* **The exercise**:
Select every line containing the word "page" from the material, and copy those lines.

* **Supplied data**:
"""
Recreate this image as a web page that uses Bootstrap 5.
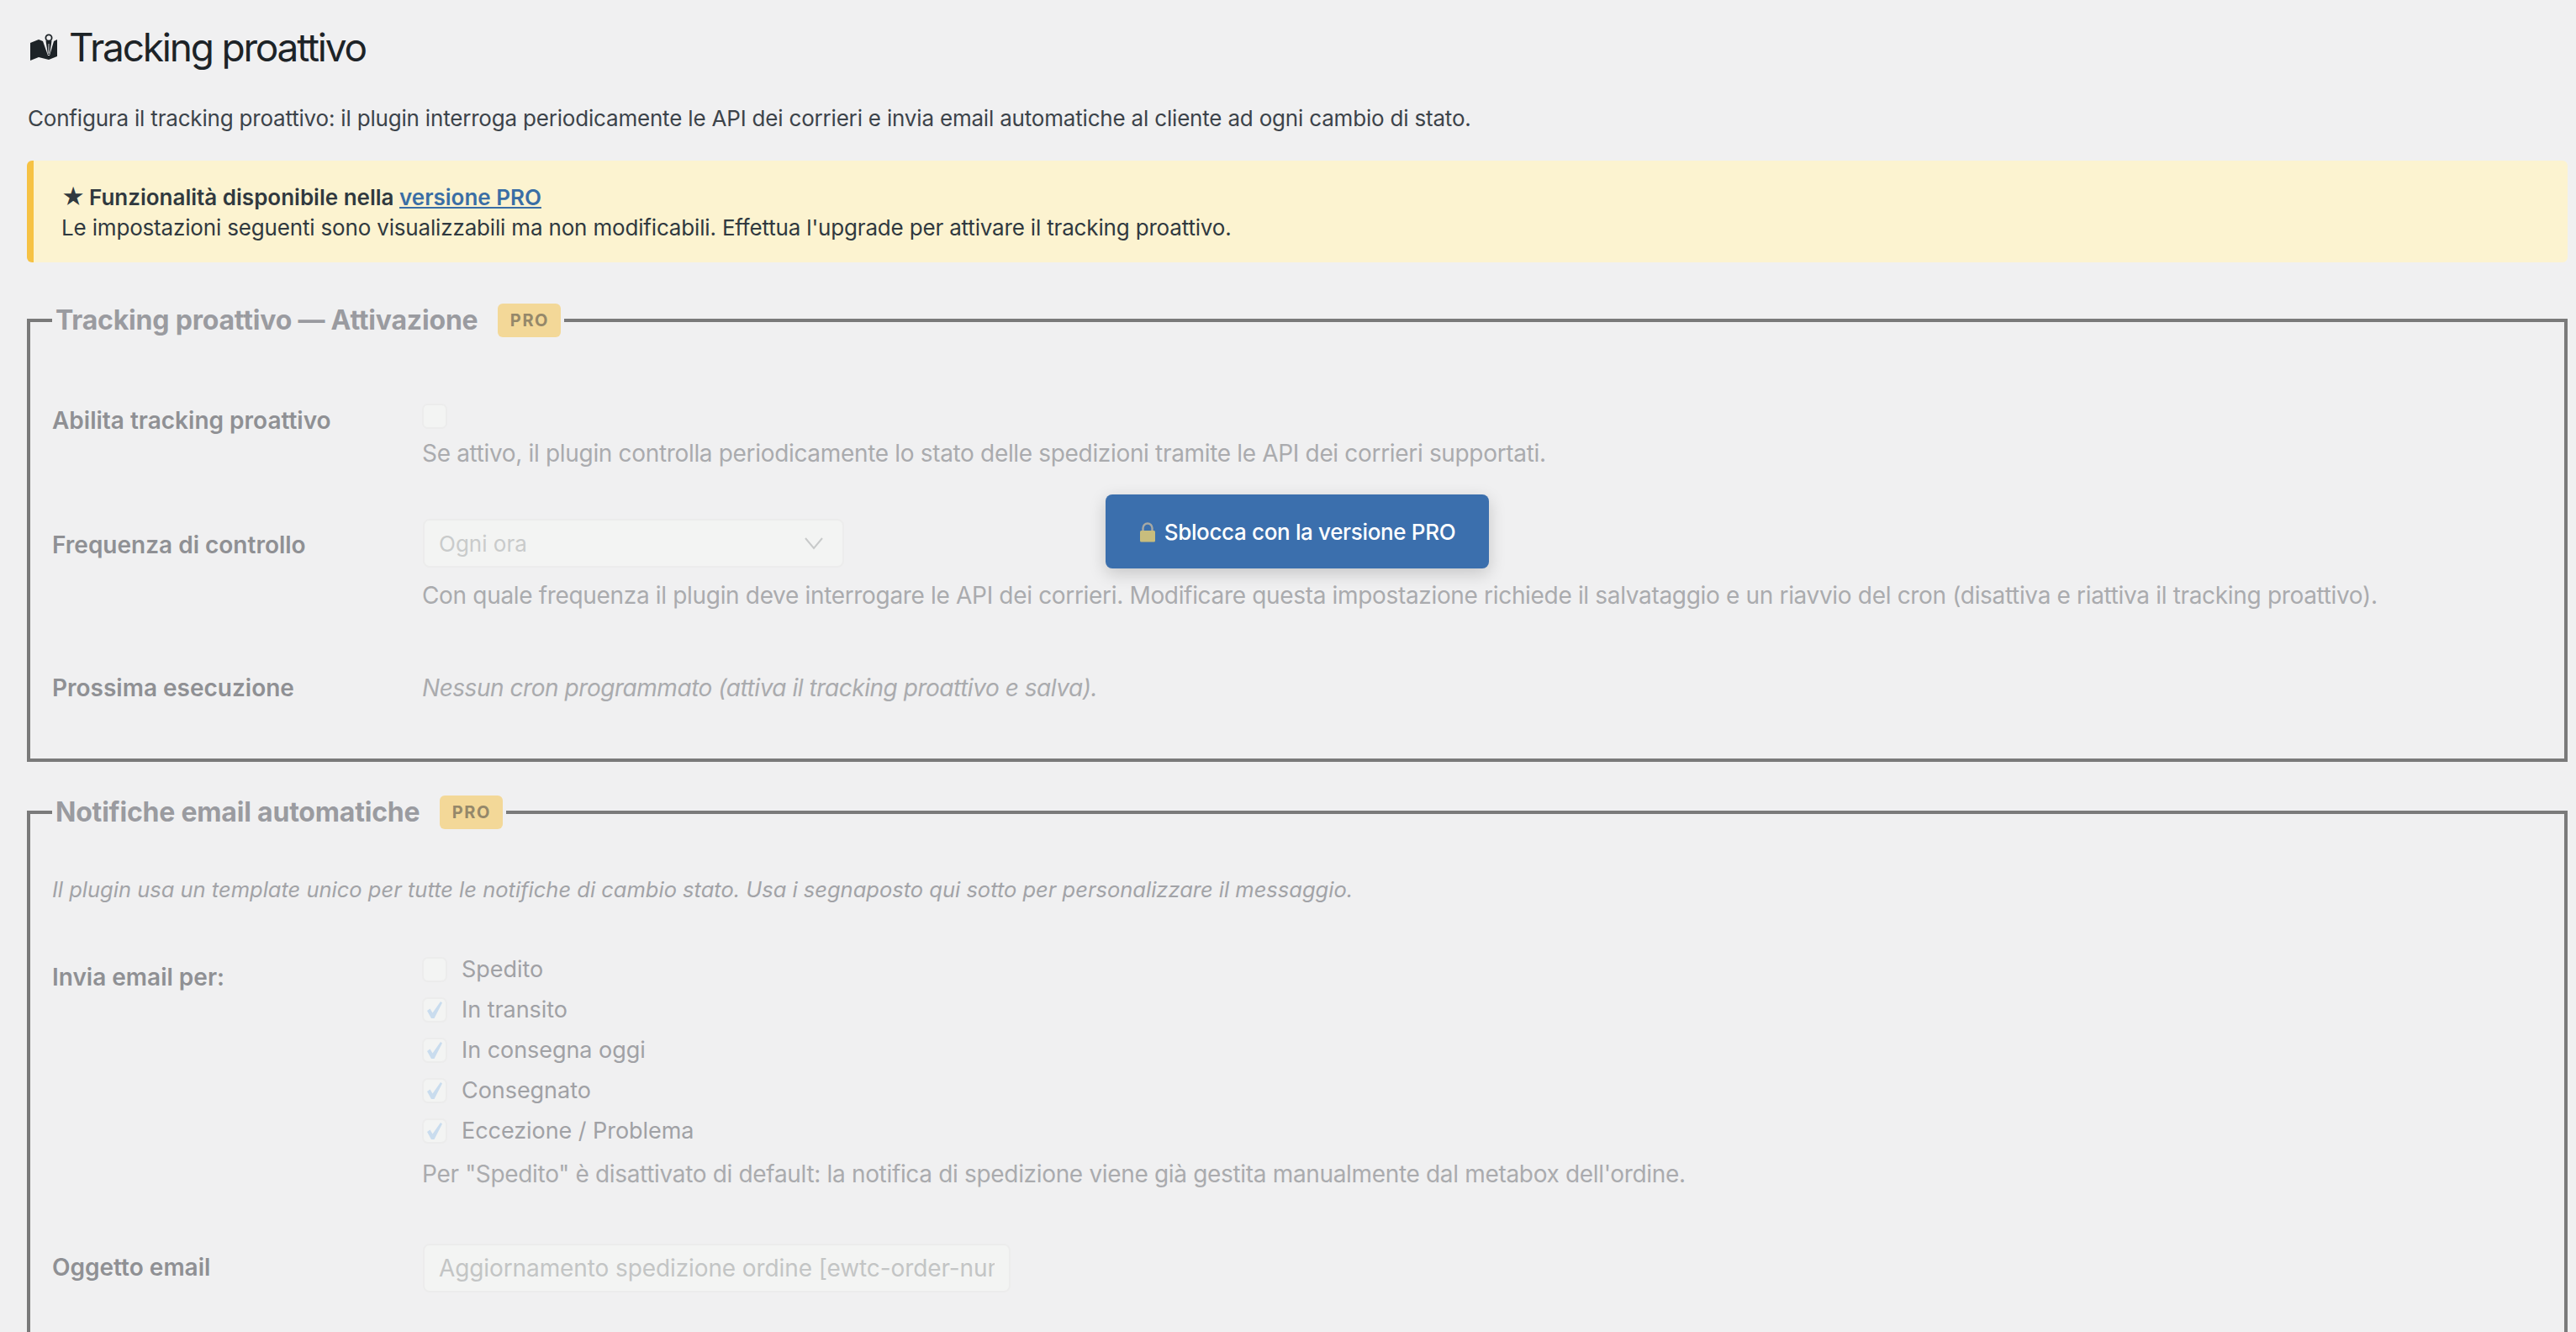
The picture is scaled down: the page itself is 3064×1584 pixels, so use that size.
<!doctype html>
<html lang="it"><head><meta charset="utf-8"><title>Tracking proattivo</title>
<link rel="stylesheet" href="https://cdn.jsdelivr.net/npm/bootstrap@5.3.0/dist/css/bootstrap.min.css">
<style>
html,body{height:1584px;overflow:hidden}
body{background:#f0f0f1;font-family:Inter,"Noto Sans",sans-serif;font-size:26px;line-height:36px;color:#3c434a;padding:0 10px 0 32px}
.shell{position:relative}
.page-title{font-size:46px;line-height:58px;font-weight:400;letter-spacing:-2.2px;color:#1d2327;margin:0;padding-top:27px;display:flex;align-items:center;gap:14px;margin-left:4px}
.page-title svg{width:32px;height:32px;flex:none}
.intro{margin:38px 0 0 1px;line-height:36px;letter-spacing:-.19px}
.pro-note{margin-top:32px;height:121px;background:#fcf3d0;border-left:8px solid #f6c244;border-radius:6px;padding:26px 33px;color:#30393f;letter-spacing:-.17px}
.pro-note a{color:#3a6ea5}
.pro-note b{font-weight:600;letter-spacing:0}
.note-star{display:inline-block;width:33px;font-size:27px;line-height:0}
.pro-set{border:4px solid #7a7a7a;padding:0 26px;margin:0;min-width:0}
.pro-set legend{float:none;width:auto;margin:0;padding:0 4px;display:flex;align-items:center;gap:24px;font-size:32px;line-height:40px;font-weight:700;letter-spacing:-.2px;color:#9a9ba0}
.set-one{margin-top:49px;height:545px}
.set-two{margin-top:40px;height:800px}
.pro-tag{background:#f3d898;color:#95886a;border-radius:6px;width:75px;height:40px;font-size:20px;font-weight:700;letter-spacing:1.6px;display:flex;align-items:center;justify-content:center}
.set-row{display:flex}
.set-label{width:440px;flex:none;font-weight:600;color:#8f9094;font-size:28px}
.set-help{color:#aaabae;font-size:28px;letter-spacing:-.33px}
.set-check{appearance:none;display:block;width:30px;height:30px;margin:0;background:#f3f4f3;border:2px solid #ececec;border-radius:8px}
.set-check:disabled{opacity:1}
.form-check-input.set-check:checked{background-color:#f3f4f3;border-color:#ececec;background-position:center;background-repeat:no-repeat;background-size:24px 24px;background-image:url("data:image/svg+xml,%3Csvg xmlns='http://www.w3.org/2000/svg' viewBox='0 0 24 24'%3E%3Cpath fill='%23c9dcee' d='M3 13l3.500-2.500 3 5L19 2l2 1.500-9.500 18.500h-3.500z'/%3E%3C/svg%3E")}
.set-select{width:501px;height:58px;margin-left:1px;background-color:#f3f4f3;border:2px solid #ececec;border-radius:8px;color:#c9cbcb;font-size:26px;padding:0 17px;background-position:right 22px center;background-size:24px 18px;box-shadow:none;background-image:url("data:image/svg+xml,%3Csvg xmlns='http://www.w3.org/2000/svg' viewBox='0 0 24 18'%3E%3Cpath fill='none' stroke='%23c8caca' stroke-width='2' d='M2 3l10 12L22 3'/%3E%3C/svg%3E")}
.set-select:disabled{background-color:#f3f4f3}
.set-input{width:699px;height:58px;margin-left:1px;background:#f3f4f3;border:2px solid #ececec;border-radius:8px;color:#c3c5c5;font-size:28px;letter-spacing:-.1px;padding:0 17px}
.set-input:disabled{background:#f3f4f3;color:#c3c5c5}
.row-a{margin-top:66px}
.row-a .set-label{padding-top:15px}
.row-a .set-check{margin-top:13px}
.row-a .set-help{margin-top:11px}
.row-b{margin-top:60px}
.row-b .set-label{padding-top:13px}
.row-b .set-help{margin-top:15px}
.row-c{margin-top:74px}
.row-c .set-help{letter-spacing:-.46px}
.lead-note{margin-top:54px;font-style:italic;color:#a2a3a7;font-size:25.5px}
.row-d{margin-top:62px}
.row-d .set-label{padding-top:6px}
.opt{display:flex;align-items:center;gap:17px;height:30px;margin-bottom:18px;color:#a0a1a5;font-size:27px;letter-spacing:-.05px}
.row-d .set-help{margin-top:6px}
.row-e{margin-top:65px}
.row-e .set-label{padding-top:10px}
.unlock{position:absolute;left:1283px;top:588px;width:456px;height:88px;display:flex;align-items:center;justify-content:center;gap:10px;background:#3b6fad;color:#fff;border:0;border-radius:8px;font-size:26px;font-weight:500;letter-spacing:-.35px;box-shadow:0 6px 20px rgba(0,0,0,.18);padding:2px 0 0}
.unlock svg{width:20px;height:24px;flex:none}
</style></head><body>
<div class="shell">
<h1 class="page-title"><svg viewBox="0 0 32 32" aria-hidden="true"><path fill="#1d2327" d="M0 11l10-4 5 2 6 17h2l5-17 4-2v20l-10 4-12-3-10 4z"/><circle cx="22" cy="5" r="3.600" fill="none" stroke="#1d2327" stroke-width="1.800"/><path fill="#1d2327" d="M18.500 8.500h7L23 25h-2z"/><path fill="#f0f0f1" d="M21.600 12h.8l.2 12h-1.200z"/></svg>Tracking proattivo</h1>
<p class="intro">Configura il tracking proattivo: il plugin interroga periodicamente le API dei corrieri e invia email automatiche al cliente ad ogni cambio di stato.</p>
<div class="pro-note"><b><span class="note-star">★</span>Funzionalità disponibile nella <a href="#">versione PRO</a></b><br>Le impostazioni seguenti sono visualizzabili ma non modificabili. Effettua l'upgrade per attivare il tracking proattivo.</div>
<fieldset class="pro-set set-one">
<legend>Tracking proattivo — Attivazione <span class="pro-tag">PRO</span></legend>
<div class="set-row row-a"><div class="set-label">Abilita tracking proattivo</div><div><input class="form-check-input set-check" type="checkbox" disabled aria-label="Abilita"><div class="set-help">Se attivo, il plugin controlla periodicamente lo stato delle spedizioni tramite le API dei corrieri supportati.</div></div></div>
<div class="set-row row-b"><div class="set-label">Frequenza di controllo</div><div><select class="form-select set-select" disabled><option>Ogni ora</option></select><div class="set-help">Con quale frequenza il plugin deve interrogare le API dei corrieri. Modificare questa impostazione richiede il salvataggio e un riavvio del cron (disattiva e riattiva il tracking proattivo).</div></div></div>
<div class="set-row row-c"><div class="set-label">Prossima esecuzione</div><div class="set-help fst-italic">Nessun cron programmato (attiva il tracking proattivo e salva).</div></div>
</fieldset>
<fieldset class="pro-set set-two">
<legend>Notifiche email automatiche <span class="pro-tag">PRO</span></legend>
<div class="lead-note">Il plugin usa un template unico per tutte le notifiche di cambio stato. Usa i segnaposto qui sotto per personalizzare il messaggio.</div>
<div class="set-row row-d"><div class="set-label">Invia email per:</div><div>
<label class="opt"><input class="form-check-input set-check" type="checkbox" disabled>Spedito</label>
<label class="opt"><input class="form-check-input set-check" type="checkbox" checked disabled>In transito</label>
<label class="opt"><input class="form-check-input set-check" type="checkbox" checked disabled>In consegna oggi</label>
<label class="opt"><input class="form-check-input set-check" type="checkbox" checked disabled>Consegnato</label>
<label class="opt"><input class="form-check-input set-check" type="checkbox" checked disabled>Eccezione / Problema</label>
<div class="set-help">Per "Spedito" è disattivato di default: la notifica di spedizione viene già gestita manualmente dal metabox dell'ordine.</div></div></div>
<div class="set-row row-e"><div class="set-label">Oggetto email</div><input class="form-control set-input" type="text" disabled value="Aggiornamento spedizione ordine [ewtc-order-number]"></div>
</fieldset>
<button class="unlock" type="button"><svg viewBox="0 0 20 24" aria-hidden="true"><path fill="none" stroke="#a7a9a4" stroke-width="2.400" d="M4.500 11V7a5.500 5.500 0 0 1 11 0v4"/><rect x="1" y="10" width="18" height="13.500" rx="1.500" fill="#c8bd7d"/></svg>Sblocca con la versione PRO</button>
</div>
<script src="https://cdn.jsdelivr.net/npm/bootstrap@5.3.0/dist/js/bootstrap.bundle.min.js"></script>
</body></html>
"""
* **Exercise result**:
Recreate this image as a web page that uses Bootstrap 5.
The picture is scaled down: the page itself is 3064×1584 pixels, so use that size.
.page-title{font-size:46px;line-height:58px;font-weight:400;letter-spacing:-2.2px;color:#1d2327;margin:0;padding-top:27px;display:flex;align-items:center;gap:14px;margin-left:4px}
.page-title svg{width:32px;height:32px;flex:none}
<h1 class="page-title"><svg viewBox="0 0 32 32" aria-hidden="true"><path fill="#1d2327" d="M0 11l10-4 5 2 6 17h2l5-17 4-2v20l-10 4-12-3-10 4z"/><circle cx="22" cy="5" r="3.600" fill="none" stroke="#1d2327" stroke-width="1.800"/><path fill="#1d2327" d="M18.500 8.500h7L23 25h-2z"/><path fill="#f0f0f1" d="M21.600 12h.8l.2 12h-1.200z"/></svg>Tracking proattivo</h1>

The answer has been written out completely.